C'est que nous n'approchons, dans notre langue, qu'une partie de cette œuvre immense, qui fait songer à Victor Hugo, justement, par son désordre " océan " et son abondance généreuse. Mais au moins ce que nous en savons suffit-il pour lire avec profit l'essai de Monegal, heureusement prodigue de citations et qui recourt volontiers à des documents qui nous sont souvent interdits.

Qui examine l'ouvrage complet de Neruda voit que le tout s'organise par cycles successifs, mais singulièrement et étroitement unis entre eux et dépendants les uns des autres. Par exemple, le cycle des Résidences sur la terre, par la troisième série, annonce et permet le Chant général, qui, lui-même, en divers endroits, perpétue les échos des premiers poèmes mais élabore secrètement ce qui sera le matériau, plus tard, des Odes élémentaires. Le chemin du poète, son cheminement, ainsi s'éclaire. La biographie réelle nécessite une biographie allégorique, si bien que le long séjour en Orient, l'effort d'écrire les premières Résidences, devient, littéralement, " saison en enfer ". Et résurrection, la guerre civile espagnole. Puis, par le retour au Chili, l'ouverture au monde, la montée au Machu-Picchu, le moi s'efface et, comme le dit très justement Monegal, le poète dès lors vocalise, c'est-à-dire qu'il parle pour ceux qui sont plongés dans le silence jusqu'à la mort.

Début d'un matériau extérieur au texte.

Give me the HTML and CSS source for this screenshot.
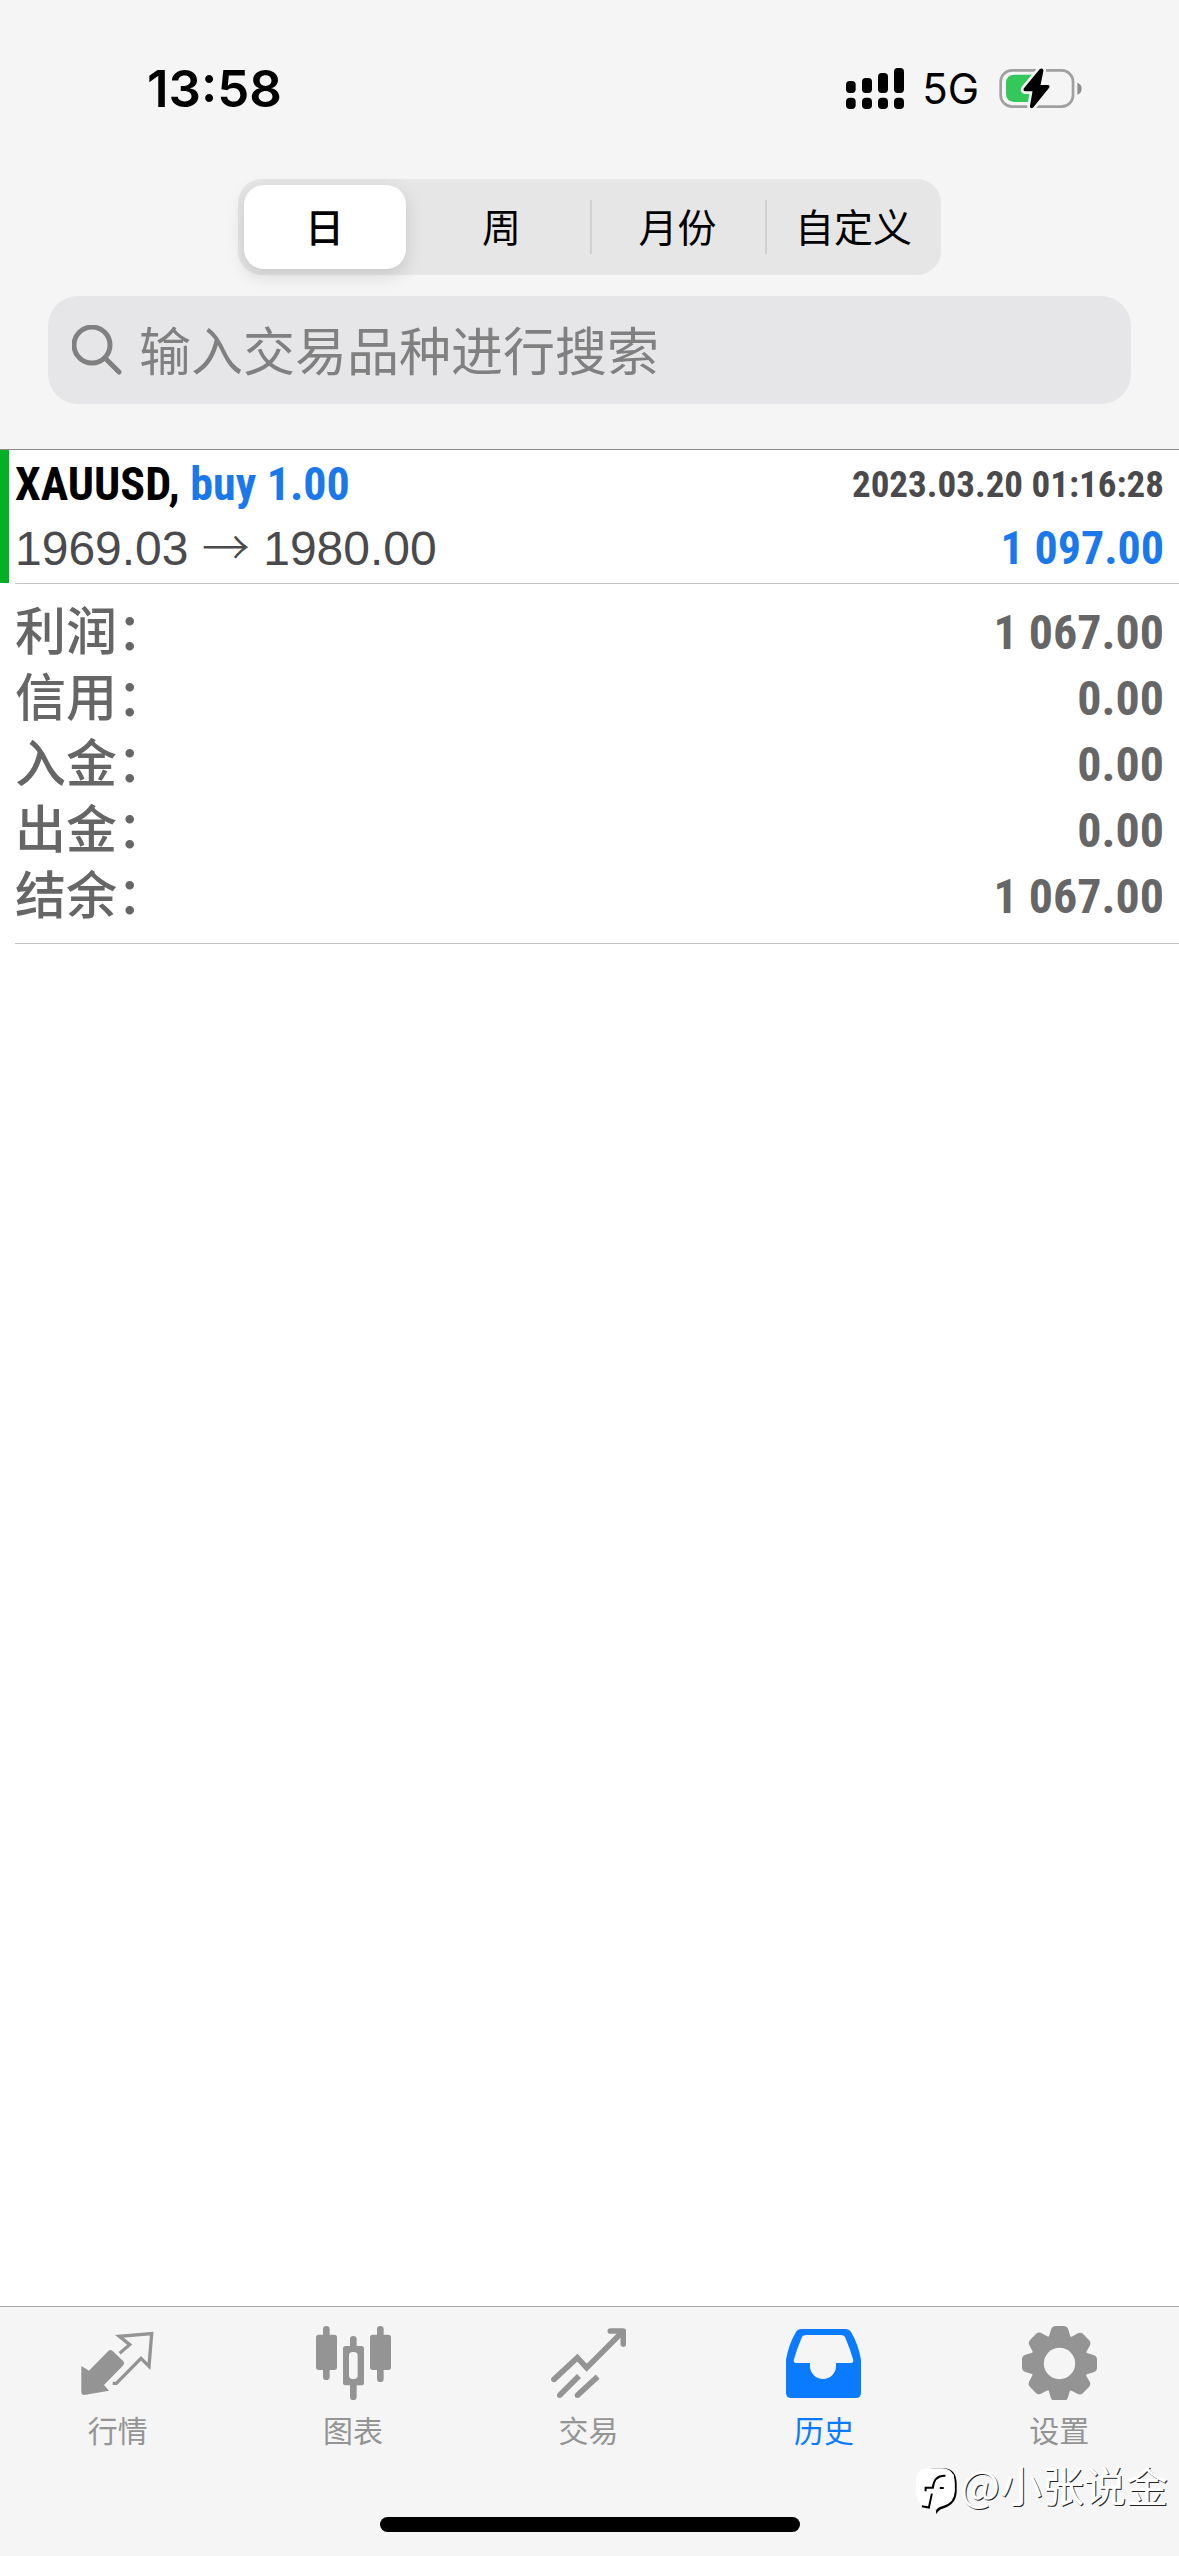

A ce moment, et à ce moment seulement (1945), Pablo Neruda s'inscrit au parti communiste chilien : la poésie et la réflexion politique aboutissent, ensemble, au même point focal, l'action. Mais dès lors également, aux temps de la seconde guerre mondiale, de l'exil, de la guerre froide, Neruda va se répéter dans un discours " horizontal ", celui, principalement, du recueil les Raisins et le Vent. Mais, avant même que ce cycle ne se referme, la poésie reprendra le dessus, creusant l'être, verticale à nouveau, mais enrichie, non seulement par l'amour pour Mathilde Urrutia (les Vers du capitaine), mais par l'expérience du vaste monde.

Alors, le poète recommencera à parler de lui (ce seront Vaguedivague, la Centaine d'amour, le Mémorial de l'île noire), mais le je qui s'exprime là concerne et englobe les je de tous. Et s'avoue le Chili, qui est, malgré les voyages, les errances, les exils successifs, le seul lieu, celui de la parole, celui de la fraternité, et le moyeu immobile auquel Neruda est cloué par tous les mots qu'il a écrits, et qui chantent. Ce qui donne à sa mort, dans ce pays fusillé, une dimension terrifiante.